There is no “business model” driving the people smugglers, as David Cameron says, there are simply millions of people fleeing awful disasters who are prepared to pay anything to get their families out of the dangerous places their countries have become for a variety of reasons, but with a massive contribution from our interventions over decades, most notably over the last decade or so since the stupid Iraq war.
Stopping ships from arriving and then shipping the people back to wherever they have come from is a disgusting policy which every civilised person in the world should deplore, and Nato should be forced to stop this policy immediately. It will cause tens of thousands of refugees to die and, more importantly, will do absolutely nothing to deal with the problem. These desperate people have nowhere to go back to, except places of death and disaster for them and their families.
Just imagine the outcry if we’d had such a policy when people were fleeing Hitler in their millions. The fact that Cameron now supports this nasty policy, shows how useless our politicians are in addressing such a basic issue. This is not “political weakness”, as you suggest, it is cowardice, stupidity and a downright betrayal of humanity.
We need a bigger, better and more humanitarian response to this major global issue, not a Donald Trump blockade followed by what?
David Reed
London
• Reports that the UK will contribute to Nato naval forces for rounding up the refugees from the wars in Syria, Afghanistan and Iraq, to force them back to Turkey are horrifying.
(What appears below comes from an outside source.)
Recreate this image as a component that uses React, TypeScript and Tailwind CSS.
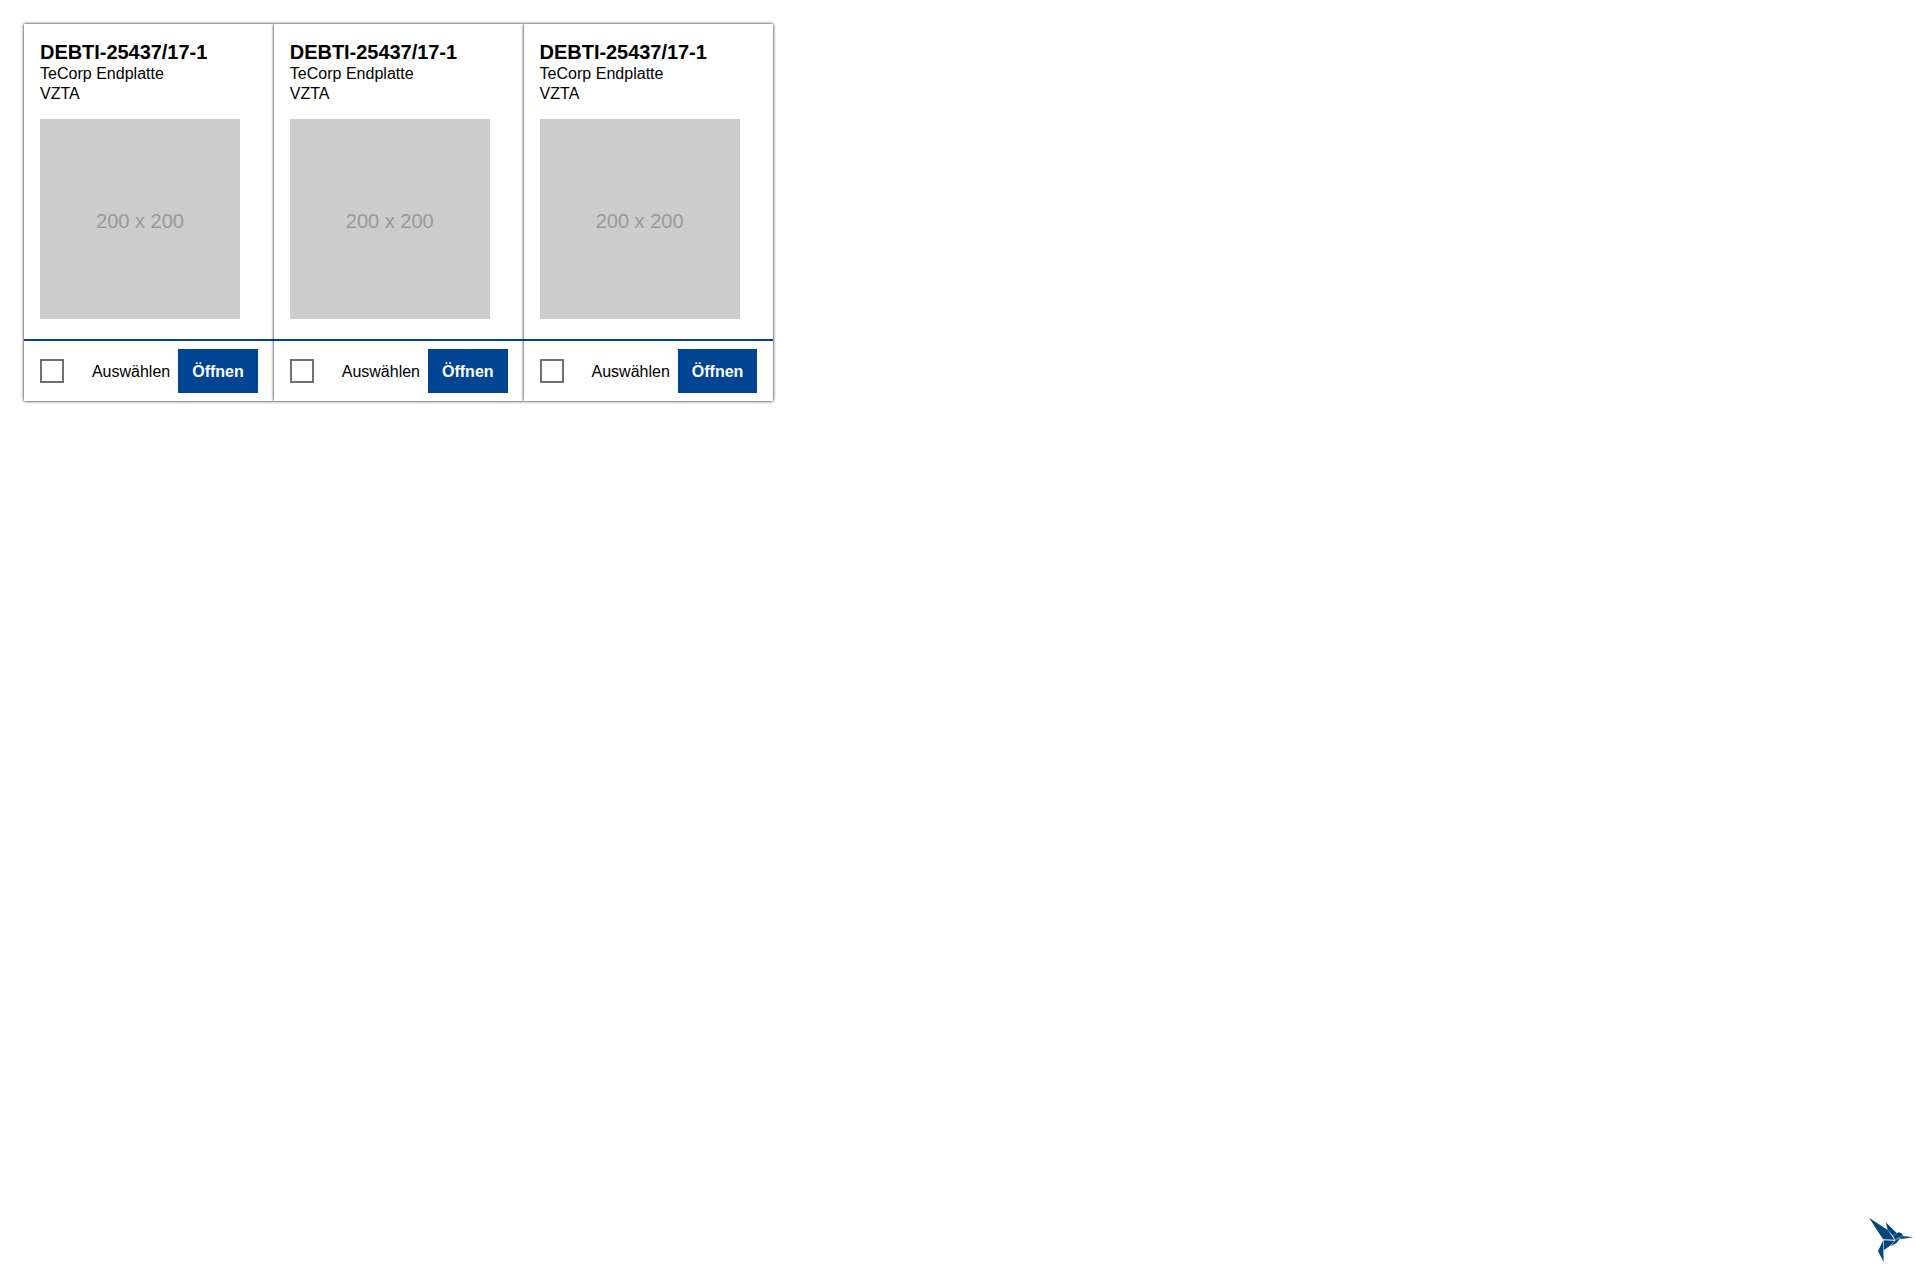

The news that the Turkish government is being paid to stop refugees from crossing borders into Turkey is awful. The reports that refugees from African wars and persecution are to be totally denied their human rights is downright scary.
The governments of the EU, including the UK, are repeating the vile and deathly political manoeuvres that in the 1930s denied the Jews of Europe their lives and their humanity. Documents for safe transport must be issued to every human being to save lives. So say Médecins Sans Frontières. So say I. The panic of the politicians is the panic of ignorance. The loaves and fishes story shows the way.
Vanessa Redgrave
London
• It would be naive to hope that an agreement with Turkey would reduce substantially the flow of refugees into Europe. In practice, Turkey is holding Europe to ransom over migration. Europe will face the spectre of another massive migration by granting almost 90 million Turks access to Europe without visas, in exchange for Turkey’s help in stemming the tide of refugees. In comparison, unlike Recep Tayyip Erdoğan, Jordan’s Hashemite leadership has never threatened to send buses and ships with refugees and asylum seekers towards Europe. Instead it has been unwavering and resolute in leading humanitarian efforts to help refugees and Christian minorities fleeing the ravages of war and religious persecution. Moreover, Jordan is vital for world peace, security and stability. Just last week, its intelligence and security services foiled a terrorist plot to target civilian and army installations in the northern city of Irbid, bordering Syria. It is therefore crucial to help Jordan remain a model of peaceful coexistence, moderation and religious harmonisation in a volatile world.
Dr Munjed Farid Al Qutob
London
• When my mother fled London in the second world war with her four children, two of them under four years old, we were known as evacuees. We were lucky to dodge the raids courtesy of a quick-thinking station master. I read the UK’s latest policy of deploying troops as an opportunistic propaganda ploy. What can the rest of us do? Our family has tried in a very small way to honour and support Greek charities who try to mitigate suffering.
Philip Harris
Cornhill-on-Tweed, Northumberland
• Juliet Stevenson (Stars sponsor Calais children, 4 March) wants to bring unaccompanied children out of the camps of Calais; a Kindertransport for 2016. In 1941 those children needed a welcoming charitable organisation and financial backing. Every independent boarding school in Britain is a charity and has land and buildings where refugee children could be housed. The schools could bid for a share of the £10m government fund targeted at those children and bring some of them to England. Welcoming young refugees must surely be on the “to do” list of every charitable school worth the title? Another all-weather hockey pitch? Or cold children brought out of the weather into a lit classroom?
Bob Finch
Cambridge
• We are told that many of the people crossing from Turkey to Greece are from Afghanistan and Pakistan. Presumably in order to reach Turkey they must pass through Iran. Now that we are friends again with Iran could we not prevail upon them not to let them through?